Purpose We present the first prototype Scintillator High‐Gain Avalanche Rushing Photoconductor Active Matrix Flat Panel Imager ( SHARP ‐ AMFPI ). This detector includes a layer of avalanche amorphous Selenium (a‐Se) ( HARP ) as the photoconductor in an indirect detector to amplify the signal and reduce the effects of electronic noise to obtain quantum noise‐limited images for low‐dose applications. It is the first time avalanche a‐Se has been used in a solid‐state imaging device and poses as a possible solution to eliminate the effects of electronic noise, which is crucial for low‐dose imaging performance of AMFPI . Methods We successfully deposited a solid‐state HARP structure onto a 24 × 30 cm 2 array of thin‐film transistors ( TFT array) with a pixel pitch of 85 μm. The HARP layer consists of 16 μm of a‐Se with a hole‐blocking and electron‐blocking layer to prevent charge injection from the high‐voltage bias and pixel electrodes, respectively. An electric field ( E Se ) up to 105 V μm −1 was applied across the a‐Se layer without breakdown. A 150 μm thick‐structured CsI:Tl scintillator was used to form SHARP ‐ AMFPI . The x‐ray imaging performance is characterized using a 30 kV p Mo/Mo beam. We evaluate the spatial resolution, noise power, and detective quantum efficiency at zero frequency of the system with and without avalanche gain. The results are analyzed using cascaded linear system model ( CLSM ). Results An avalanche gain of 76 ± 5 was measured at E Se = 105 V μm −1 . We demonstrate that avalanche gain can amplify the signal to overcome electronic noise. As avalanche gain is increased, image quality improves for a constant (0.76 mR ) exposure until electronic noise is overcome. Our system is currently limited by poor optical transparency of our high‐voltage electrode and long integrating time which results in dark current noise.

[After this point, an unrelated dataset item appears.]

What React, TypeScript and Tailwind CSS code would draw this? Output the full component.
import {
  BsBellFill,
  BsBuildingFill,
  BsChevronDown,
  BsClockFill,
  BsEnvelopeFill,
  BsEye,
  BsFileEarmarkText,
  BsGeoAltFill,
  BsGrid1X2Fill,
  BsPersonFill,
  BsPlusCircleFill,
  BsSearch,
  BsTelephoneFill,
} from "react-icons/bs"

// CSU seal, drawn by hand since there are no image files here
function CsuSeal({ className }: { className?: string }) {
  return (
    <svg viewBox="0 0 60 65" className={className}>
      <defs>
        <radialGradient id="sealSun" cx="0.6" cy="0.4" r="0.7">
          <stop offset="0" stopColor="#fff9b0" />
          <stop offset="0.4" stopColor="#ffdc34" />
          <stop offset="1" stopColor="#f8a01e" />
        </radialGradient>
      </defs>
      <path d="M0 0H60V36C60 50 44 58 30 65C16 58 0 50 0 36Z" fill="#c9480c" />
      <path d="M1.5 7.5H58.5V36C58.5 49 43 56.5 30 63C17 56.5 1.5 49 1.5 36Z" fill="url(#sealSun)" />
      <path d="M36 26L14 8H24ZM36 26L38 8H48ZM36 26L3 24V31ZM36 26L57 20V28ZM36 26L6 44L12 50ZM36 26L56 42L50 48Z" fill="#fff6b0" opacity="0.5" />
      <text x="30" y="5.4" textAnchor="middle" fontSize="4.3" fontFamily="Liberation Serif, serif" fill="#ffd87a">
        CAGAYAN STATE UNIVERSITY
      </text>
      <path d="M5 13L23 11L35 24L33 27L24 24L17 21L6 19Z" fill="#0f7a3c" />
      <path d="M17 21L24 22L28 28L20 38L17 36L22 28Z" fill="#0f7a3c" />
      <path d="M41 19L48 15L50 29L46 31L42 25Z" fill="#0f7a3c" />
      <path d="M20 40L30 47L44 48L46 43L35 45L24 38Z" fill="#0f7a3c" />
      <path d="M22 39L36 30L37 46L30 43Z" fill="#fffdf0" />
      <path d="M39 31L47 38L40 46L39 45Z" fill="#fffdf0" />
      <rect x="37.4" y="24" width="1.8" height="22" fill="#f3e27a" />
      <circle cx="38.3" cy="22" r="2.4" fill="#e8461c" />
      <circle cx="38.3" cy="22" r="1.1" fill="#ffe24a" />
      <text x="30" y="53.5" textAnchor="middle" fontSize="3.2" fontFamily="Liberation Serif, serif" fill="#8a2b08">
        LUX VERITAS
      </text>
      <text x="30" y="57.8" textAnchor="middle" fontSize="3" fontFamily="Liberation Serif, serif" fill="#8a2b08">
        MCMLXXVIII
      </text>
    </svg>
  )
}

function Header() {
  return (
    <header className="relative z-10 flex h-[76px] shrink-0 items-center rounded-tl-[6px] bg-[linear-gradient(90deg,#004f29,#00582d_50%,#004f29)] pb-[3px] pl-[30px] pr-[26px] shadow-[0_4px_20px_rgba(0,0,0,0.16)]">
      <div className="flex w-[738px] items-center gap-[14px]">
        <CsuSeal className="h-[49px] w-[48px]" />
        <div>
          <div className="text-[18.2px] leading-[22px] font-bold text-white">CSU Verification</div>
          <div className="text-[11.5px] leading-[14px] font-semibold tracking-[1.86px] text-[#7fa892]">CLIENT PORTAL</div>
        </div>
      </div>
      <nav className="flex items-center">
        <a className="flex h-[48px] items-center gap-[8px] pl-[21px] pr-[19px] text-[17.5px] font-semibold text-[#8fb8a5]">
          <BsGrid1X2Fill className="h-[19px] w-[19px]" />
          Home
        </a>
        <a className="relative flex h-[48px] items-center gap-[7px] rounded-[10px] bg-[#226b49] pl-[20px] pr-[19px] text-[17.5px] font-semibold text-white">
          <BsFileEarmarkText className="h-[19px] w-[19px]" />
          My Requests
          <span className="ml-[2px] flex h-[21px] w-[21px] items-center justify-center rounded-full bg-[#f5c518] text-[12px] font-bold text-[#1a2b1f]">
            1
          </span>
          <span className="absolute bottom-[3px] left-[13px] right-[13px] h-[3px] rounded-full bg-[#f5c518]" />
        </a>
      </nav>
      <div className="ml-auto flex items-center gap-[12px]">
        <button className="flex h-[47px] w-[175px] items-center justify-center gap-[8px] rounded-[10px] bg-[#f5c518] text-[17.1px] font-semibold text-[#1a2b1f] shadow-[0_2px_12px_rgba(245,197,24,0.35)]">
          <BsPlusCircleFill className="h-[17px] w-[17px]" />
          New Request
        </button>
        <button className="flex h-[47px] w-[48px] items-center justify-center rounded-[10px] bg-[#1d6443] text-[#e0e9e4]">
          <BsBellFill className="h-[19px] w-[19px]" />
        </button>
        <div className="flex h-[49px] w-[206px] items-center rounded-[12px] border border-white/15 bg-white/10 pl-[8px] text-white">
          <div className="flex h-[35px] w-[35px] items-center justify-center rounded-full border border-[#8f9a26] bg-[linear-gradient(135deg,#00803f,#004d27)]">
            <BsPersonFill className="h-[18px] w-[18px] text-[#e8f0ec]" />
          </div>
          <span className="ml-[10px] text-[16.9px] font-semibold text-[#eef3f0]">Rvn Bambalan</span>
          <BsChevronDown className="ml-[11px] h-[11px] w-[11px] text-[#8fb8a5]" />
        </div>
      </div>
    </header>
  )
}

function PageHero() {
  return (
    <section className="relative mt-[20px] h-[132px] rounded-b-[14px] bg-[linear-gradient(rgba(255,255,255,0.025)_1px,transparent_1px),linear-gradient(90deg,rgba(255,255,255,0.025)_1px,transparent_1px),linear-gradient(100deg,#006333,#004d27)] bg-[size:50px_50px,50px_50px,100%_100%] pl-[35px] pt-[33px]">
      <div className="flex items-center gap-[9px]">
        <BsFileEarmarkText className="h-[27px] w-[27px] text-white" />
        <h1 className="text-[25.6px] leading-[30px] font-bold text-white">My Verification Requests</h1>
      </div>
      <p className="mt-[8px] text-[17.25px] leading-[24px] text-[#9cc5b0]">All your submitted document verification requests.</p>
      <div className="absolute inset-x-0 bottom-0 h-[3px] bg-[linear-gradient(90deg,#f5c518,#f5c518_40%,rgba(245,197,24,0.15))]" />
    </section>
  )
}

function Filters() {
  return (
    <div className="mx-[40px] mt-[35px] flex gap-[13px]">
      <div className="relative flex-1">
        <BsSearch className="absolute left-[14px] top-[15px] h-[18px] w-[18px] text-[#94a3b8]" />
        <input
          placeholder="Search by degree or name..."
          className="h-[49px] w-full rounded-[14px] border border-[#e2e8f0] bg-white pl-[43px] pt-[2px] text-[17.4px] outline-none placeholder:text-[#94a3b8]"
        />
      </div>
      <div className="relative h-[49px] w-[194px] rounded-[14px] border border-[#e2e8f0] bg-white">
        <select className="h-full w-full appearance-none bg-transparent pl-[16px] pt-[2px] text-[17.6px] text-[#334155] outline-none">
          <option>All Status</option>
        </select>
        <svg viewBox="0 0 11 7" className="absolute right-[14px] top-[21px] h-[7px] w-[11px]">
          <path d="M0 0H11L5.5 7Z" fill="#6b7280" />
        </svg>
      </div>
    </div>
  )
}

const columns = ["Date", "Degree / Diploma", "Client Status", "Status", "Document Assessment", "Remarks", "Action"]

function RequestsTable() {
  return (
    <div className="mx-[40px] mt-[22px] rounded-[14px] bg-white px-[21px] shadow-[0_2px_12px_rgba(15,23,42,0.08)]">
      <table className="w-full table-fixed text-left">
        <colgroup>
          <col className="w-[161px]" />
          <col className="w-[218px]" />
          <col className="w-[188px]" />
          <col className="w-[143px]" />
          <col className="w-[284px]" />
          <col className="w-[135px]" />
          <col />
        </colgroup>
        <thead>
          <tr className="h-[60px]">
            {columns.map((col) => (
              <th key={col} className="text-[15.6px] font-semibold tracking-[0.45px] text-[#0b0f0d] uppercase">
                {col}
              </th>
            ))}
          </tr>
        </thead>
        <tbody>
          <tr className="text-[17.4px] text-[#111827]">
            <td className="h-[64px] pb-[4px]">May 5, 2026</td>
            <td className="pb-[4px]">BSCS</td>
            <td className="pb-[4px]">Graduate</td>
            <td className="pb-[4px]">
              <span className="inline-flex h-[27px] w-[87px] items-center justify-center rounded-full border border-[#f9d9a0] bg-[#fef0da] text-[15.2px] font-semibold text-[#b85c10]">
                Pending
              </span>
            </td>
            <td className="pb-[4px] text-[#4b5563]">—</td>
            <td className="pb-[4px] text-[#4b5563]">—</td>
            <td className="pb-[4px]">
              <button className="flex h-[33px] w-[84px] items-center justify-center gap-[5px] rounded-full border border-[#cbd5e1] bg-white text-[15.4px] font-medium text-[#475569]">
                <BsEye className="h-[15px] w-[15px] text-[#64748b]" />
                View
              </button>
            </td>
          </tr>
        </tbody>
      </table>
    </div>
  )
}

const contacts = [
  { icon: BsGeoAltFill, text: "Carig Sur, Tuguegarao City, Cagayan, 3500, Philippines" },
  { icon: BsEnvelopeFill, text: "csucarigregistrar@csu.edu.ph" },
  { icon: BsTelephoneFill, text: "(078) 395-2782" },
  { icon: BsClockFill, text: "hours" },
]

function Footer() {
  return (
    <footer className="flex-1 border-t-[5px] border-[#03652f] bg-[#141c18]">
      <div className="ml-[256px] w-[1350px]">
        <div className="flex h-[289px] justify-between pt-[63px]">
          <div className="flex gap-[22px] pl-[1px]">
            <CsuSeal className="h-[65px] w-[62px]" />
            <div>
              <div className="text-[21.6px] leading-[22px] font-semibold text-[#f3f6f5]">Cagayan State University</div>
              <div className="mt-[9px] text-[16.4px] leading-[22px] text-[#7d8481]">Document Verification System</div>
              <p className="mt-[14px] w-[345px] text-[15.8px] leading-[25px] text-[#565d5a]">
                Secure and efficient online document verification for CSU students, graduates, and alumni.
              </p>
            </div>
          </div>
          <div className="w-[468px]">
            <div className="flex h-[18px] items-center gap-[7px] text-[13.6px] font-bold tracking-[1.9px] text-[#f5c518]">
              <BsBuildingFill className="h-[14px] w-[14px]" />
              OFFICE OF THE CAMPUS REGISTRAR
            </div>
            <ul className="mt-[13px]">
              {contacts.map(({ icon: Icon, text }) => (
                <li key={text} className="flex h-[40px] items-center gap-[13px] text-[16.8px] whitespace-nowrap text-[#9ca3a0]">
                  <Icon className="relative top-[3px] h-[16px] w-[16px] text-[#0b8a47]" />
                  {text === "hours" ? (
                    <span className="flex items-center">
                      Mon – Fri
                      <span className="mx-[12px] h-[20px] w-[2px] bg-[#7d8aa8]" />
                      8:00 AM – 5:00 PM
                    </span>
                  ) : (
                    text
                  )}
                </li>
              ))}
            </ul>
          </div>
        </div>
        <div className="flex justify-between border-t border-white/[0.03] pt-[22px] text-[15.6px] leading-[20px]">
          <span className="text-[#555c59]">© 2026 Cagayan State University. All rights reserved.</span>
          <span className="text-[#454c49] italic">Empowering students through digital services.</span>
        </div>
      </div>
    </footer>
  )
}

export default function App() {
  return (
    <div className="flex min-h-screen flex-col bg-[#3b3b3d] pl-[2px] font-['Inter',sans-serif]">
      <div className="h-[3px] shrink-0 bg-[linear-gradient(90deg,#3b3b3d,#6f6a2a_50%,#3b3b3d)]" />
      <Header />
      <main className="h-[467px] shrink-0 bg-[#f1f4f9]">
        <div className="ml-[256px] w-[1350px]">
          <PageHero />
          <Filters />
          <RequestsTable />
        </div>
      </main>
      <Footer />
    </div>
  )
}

These two effects cause high‐spatial frequency noise to dominate imaging performance. Conclusions We demonstrate the feasibility of a solid‐state HARP x‐ray imager and have fabricated the largest active area HARP sensor to date. Procedures to reduce secondary quantum and dark noise are outlined. Future work will improve optical coupling and charge transport which will allow for frequency DQE and temporal metrics to be obtained.